%%
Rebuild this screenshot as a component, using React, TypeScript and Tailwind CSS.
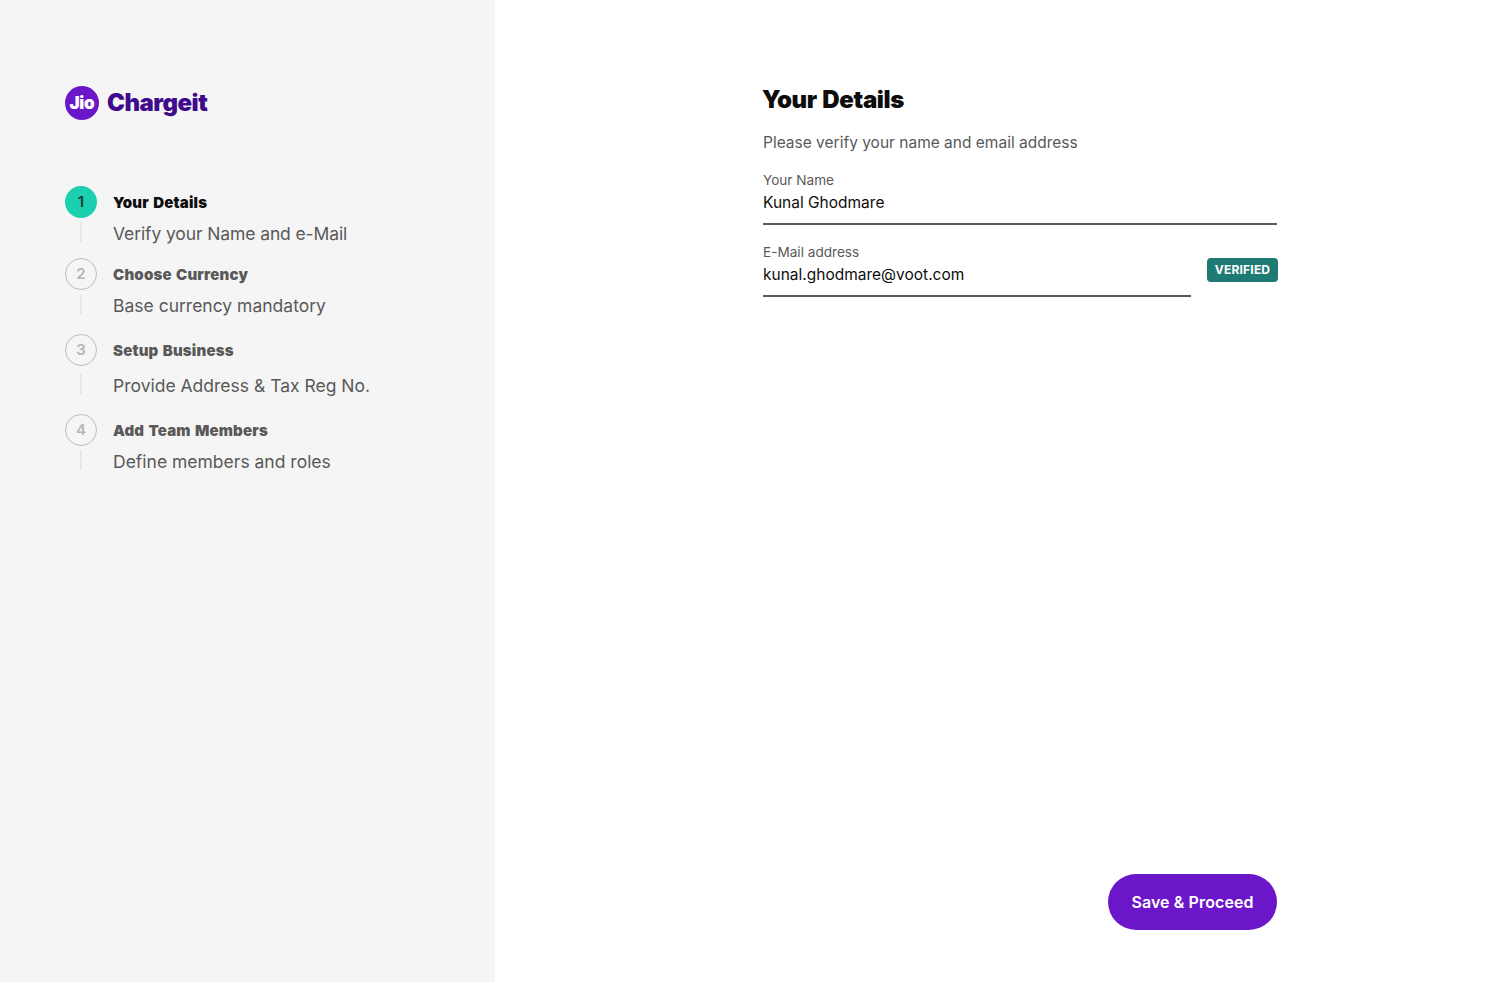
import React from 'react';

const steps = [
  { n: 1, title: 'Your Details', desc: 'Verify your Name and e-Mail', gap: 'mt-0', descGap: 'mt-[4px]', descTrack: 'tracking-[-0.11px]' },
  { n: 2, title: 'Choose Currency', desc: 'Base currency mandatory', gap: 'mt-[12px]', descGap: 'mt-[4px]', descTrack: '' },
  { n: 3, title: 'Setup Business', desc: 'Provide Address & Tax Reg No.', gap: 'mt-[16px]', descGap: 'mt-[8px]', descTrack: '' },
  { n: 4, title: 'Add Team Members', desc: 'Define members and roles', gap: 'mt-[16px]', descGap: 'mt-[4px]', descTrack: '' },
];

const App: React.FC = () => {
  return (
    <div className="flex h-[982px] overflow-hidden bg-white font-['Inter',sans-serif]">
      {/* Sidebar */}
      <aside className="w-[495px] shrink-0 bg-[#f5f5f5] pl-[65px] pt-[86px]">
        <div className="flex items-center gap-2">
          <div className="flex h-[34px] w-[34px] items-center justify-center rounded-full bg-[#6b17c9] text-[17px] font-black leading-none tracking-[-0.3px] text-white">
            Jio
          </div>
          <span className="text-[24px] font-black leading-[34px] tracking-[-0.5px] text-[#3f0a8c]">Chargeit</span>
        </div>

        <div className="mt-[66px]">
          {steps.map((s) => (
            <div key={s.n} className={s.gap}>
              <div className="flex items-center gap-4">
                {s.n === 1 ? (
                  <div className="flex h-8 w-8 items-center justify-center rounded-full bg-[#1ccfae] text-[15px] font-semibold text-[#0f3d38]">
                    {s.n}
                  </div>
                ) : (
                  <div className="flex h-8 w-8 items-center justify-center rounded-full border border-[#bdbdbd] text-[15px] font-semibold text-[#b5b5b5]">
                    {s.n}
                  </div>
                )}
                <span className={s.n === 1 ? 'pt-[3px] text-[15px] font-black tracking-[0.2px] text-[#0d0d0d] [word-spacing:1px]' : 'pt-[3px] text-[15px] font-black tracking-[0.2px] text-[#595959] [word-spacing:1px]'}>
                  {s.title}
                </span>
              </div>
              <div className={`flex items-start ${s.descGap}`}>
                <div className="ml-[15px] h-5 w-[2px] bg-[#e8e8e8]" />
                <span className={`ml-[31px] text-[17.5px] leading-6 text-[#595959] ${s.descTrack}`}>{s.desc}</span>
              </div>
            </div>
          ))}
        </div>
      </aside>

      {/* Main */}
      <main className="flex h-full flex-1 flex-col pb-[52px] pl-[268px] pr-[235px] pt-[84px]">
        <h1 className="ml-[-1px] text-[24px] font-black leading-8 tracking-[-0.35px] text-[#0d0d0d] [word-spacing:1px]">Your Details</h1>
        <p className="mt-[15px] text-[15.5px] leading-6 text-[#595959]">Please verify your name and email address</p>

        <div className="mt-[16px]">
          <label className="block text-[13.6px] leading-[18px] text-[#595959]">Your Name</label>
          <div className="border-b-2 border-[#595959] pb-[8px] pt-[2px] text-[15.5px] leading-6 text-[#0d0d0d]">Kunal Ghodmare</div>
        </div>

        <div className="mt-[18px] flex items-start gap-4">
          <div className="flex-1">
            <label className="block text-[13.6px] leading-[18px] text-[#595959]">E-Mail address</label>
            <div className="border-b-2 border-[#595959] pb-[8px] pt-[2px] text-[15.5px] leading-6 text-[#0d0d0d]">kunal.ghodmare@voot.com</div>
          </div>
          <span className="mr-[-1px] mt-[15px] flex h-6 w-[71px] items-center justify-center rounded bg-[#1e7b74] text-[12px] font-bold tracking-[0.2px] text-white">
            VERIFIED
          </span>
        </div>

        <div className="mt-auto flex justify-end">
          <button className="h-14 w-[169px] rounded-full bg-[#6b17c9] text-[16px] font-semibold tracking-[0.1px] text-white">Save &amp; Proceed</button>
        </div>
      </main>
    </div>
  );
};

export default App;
%%
▸ **Task**
Quote the listing above in full, except for the pictures.

▸ **Result for this task**
Rebuild this screenshot as a component, using React, TypeScript and Tailwind CSS.
import React from 'react';

const steps = [
  { n: 1, title: 'Your Details', desc: 'Verify your Name and e-Mail', gap: 'mt-0', descGap: 'mt-[4px]', descTrack: 'tracking-[-0.11px]' },
  { n: 2, title: 'Choose Currency', desc: 'Base currency mandatory', gap: 'mt-[12px]', descGap: 'mt-[4px]', descTrack: '' },
  { n: 3, title: 'Setup Business', desc: 'Provide Address & Tax Reg No.', gap: 'mt-[16px]', descGap: 'mt-[8px]', descTrack: '' },
  { n: 4, title: 'Add Team Members', desc: 'Define members and roles', gap: 'mt-[16px]', descGap: 'mt-[4px]', descTrack: '' },
];

const App: React.FC = () => {
  return (
    <div className="flex h-[982px] overflow-hidden bg-white font-['Inter',sans-serif]">
      {/* Sidebar */}
      <aside className="w-[495px] shrink-0 bg-[#f5f5f5] pl-[65px] pt-[86px]">
        <div className="flex items-center gap-2">
          <div className="flex h-[34px] w-[34px] items-center justify-center rounded-full bg-[#6b17c9] text-[17px] font-black leading-none tracking-[-0.3px] text-white">
            Jio
          </div>
          <span className="text-[24px] font-black leading-[34px] tracking-[-0.5px] text-[#3f0a8c]">Chargeit</span>
        </div>

        <div className="mt-[66px]">
          {steps.map((s) => (
            <div key={s.n} className={s.gap}>
              <div className="flex items-center gap-4">
                {s.n === 1 ? (
                  <div className="flex h-8 w-8 items-center justify-center rounded-full bg-[#1ccfae] text-[15px] font-semibold text-[#0f3d38]">
                    {s.n}
                  </div>
                ) : (
                  <div className="flex h-8 w-8 items-center justify-center rounded-full border border-[#bdbdbd] text-[15px] font-semibold text-[#b5b5b5]">
                    {s.n}
                  </div>
                )}
                <span className={s.n === 1 ? 'pt-[3px] text-[15px] font-black tracking-[0.2px] text-[#0d0d0d] [word-spacing:1px]' : 'pt-[3px] text-[15px] font-black tracking-[0.2px] text-[#595959] [word-spacing:1px]'}>
                  {s.title}
                </span>
              </div>
              <div className={`flex items-start ${s.descGap}`}>
                <div className="ml-[15px] h-5 w-[2px] bg-[#e8e8e8]" />
                <span className={`ml-[31px] text-[17.5px] leading-6 text-[#595959] ${s.descTrack}`}>{s.desc}</span>
              </div>
            </div>
          ))}
        </div>
      </aside>

      {/* Main */}
      <main className="flex h-full flex-1 flex-col pb-[52px] pl-[268px] pr-[235px] pt-[84px]">
        <h1 className="ml-[-1px] text-[24px] font-black leading-8 tracking-[-0.35px] text-[#0d0d0d] [word-spacing:1px]">Your Details</h1>
        <p className="mt-[15px] text-[15.5px] leading-6 text-[#595959]">Please verify your name and email address</p>

        <div className="mt-[16px]">
          <label className="block text-[13.6px] leading-[18px] text-[#595959]">Your Name</label>
          <div className="border-b-2 border-[#595959] pb-[8px] pt-[2px] text-[15.5px] leading-6 text-[#0d0d0d]">Kunal Ghodmare</div>
        </div>

        <div className="mt-[18px] flex items-start gap-4">
          <div className="flex-1">
            <label className="block text-[13.6px] leading-[18px] text-[#595959]">E-Mail address</label>
            <div className="border-b-2 border-[#595959] pb-[8px] pt-[2px] text-[15.5px] leading-6 text-[#0d0d0d]">kunal.ghodmare@voot.com</div>
          </div>
          <span className="mr-[-1px] mt-[15px] flex h-6 w-[71px] items-center justify-center rounded bg-[#1e7b74] text-[12px] font-bold tracking-[0.2px] text-white">
            VERIFIED
          </span>
        </div>

        <div className="mt-auto flex justify-end">
          <button className="h-14 w-[169px] rounded-full bg-[#6b17c9] text-[16px] font-semibold tracking-[0.1px] text-white">Save &amp; Proceed</button>
        </div>
      </main>
    </div>
  );
};

export default App;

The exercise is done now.